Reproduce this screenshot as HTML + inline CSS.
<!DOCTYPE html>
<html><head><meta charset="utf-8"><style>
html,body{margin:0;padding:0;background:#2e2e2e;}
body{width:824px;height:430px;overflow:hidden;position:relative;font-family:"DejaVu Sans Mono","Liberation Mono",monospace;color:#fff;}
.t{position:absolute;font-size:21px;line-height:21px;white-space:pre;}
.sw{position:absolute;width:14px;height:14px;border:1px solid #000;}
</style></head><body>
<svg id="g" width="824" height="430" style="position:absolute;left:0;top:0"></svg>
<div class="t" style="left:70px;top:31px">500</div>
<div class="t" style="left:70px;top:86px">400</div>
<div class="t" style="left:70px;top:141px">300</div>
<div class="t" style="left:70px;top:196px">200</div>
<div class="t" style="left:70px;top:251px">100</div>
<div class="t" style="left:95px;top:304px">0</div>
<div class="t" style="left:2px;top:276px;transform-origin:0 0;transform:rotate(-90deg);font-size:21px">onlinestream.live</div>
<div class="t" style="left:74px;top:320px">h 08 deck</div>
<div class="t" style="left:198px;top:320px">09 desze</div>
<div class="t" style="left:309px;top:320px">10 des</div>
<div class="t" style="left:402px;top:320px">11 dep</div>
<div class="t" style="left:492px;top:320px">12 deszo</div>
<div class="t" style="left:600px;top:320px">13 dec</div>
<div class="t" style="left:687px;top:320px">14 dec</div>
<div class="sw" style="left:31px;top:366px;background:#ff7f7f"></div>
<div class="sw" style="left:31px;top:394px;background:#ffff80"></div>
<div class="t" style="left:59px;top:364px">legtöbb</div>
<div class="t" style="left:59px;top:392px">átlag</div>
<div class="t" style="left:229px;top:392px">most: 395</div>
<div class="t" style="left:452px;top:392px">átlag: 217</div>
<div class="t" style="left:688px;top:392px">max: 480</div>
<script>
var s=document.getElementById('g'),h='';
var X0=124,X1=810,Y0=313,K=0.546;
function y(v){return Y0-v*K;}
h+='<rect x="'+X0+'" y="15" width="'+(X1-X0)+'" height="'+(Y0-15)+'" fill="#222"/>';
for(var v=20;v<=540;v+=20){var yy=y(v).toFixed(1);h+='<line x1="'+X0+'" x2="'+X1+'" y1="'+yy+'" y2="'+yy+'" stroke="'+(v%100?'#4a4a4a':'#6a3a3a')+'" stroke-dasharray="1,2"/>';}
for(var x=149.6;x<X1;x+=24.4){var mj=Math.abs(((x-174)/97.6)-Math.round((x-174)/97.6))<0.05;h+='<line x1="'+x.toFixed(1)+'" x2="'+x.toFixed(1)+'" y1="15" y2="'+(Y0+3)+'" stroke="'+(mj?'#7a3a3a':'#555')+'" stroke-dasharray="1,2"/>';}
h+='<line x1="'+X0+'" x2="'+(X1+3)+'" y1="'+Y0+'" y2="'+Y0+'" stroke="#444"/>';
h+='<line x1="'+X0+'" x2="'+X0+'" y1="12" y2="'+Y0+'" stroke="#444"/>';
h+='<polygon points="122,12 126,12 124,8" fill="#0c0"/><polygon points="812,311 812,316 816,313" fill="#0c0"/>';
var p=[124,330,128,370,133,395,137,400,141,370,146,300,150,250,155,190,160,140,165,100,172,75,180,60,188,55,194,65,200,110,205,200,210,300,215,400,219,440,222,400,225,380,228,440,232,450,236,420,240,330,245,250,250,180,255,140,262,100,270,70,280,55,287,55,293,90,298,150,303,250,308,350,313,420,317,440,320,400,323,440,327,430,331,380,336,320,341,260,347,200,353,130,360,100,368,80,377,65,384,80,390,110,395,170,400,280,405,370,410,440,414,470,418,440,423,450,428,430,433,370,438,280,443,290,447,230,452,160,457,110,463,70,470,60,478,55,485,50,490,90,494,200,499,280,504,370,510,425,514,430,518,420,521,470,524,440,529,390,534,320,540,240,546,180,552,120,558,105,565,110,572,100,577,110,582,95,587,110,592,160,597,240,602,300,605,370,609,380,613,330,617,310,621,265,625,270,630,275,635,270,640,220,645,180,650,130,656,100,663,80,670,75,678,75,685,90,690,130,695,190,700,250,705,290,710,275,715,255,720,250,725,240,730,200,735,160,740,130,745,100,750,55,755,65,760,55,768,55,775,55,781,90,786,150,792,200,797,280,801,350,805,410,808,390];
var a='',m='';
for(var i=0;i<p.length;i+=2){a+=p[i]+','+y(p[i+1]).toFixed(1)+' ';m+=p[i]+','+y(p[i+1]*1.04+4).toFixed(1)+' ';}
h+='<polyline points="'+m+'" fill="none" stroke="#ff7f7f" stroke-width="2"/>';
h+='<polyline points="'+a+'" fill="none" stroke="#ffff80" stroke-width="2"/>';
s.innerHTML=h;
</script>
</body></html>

### TASK DETAILS
Set down the listing in full, keeping every word exactly as it is.

### THE ANSWER
Reproduce this screenshot as HTML + inline CSS.
<!DOCTYPE html>
<html><head><meta charset="utf-8"><style>
html,body{margin:0;padding:0;background:#2e2e2e;}
body{width:824px;height:430px;overflow:hidden;position:relative;font-family:"DejaVu Sans Mono","Liberation Mono",monospace;color:#fff;}
.t{position:absolute;font-size:21px;line-height:21px;white-space:pre;}
.sw{position:absolute;width:14px;height:14px;border:1px solid #000;}
</style></head><body>
<svg id="g" width="824" height="430" style="position:absolute;left:0;top:0"></svg>
<div class="t" style="left:70px;top:31px">500</div>
<div class="t" style="left:70px;top:86px">400</div>
<div class="t" style="left:70px;top:141px">300</div>
<div class="t" style="left:70px;top:196px">200</div>
<div class="t" style="left:70px;top:251px">100</div>
<div class="t" style="left:95px;top:304px">0</div>
<div class="t" style="left:2px;top:276px;transform-origin:0 0;transform:rotate(-90deg);font-size:21px">onlinestream.live</div>
<div class="t" style="left:74px;top:320px">h 08 deck</div>
<div class="t" style="left:198px;top:320px">09 desze</div>
<div class="t" style="left:309px;top:320px">10 des</div>
<div class="t" style="left:402px;top:320px">11 dep</div>
<div class="t" style="left:492px;top:320px">12 deszo</div>
<div class="t" style="left:600px;top:320px">13 dec</div>
<div class="t" style="left:687px;top:320px">14 dec</div>
<div class="sw" style="left:31px;top:366px;background:#ff7f7f"></div>
<div class="sw" style="left:31px;top:394px;background:#ffff80"></div>
<div class="t" style="left:59px;top:364px">legtöbb</div>
<div class="t" style="left:59px;top:392px">átlag</div>
<div class="t" style="left:229px;top:392px">most: 395</div>
<div class="t" style="left:452px;top:392px">átlag: 217</div>
<div class="t" style="left:688px;top:392px">max: 480</div>
<script>
var s=document.getElementById('g'),h='';
var X0=124,X1=810,Y0=313,K=0.546;
function y(v){return Y0-v*K;}
h+='<rect x="'+X0+'" y="15" width="'+(X1-X0)+'" height="'+(Y0-15)+'" fill="#222"/>';
for(var v=20;v<=540;v+=20){var yy=y(v).toFixed(1);h+='<line x1="'+X0+'" x2="'+X1+'" y1="'+yy+'" y2="'+yy+'" stroke="'+(v%100?'#4a4a4a':'#6a3a3a')+'" stroke-dasharray="1,2"/>';}
for(var x=149.6;x<X1;x+=24.4){var mj=Math.abs(((x-174)/97.6)-Math.round((x-174)/97.6))<0.05;h+='<line x1="'+x.toFixed(1)+'" x2="'+x.toFixed(1)+'" y1="15" y2="'+(Y0+3)+'" stroke="'+(mj?'#7a3a3a':'#555')+'" stroke-dasharray="1,2"/>';}
h+='<line x1="'+X0+'" x2="'+(X1+3)+'" y1="'+Y0+'" y2="'+Y0+'" stroke="#444"/>';
h+='<line x1="'+X0+'" x2="'+X0+'" y1="12" y2="'+Y0+'" stroke="#444"/>';
h+='<polygon points="122,12 126,12 124,8" fill="#0c0"/><polygon points="812,311 812,316 816,313" fill="#0c0"/>';
var p=[124,330,128,370,133,395,137,400,141,370,146,300,150,250,155,190,160,140,165,100,172,75,180,60,188,55,194,65,200,110,205,200,210,300,215,400,219,440,222,400,225,380,228,440,232,450,236,420,240,330,245,250,250,180,255,140,262,100,270,70,280,55,287,55,293,90,298,150,303,250,308,350,313,420,317,440,320,400,323,440,327,430,331,380,336,320,341,260,347,200,353,130,360,100,368,80,377,65,384,80,390,110,395,170,400,280,405,370,410,440,414,470,418,440,423,450,428,430,433,370,438,280,443,290,447,230,452,160,457,110,463,70,470,60,478,55,485,50,490,90,494,200,499,280,504,370,510,425,514,430,518,420,521,470,524,440,529,390,534,320,540,240,546,180,552,120,558,105,565,110,572,100,577,110,582,95,587,110,592,160,597,240,602,300,605,370,609,380,613,330,617,310,621,265,625,270,630,275,635,270,640,220,645,180,650,130,656,100,663,80,670,75,678,75,685,90,690,130,695,190,700,250,705,290,710,275,715,255,720,250,725,240,730,200,735,160,740,130,745,100,750,55,755,65,760,55,768,55,775,55,781,90,786,150,792,200,797,280,801,350,805,410,808,390];
var a='',m='';
for(var i=0;i<p.length;i+=2){a+=p[i]+','+y(p[i+1]).toFixed(1)+' ';m+=p[i]+','+y(p[i+1]*1.04+4).toFixed(1)+' ';}
h+='<polyline points="'+m+'" fill="none" stroke="#ff7f7f" stroke-width="2"/>';
h+='<polyline points="'+a+'" fill="none" stroke="#ffff80" stroke-width="2"/>';
s.innerHTML=h;
</script>
</body></html>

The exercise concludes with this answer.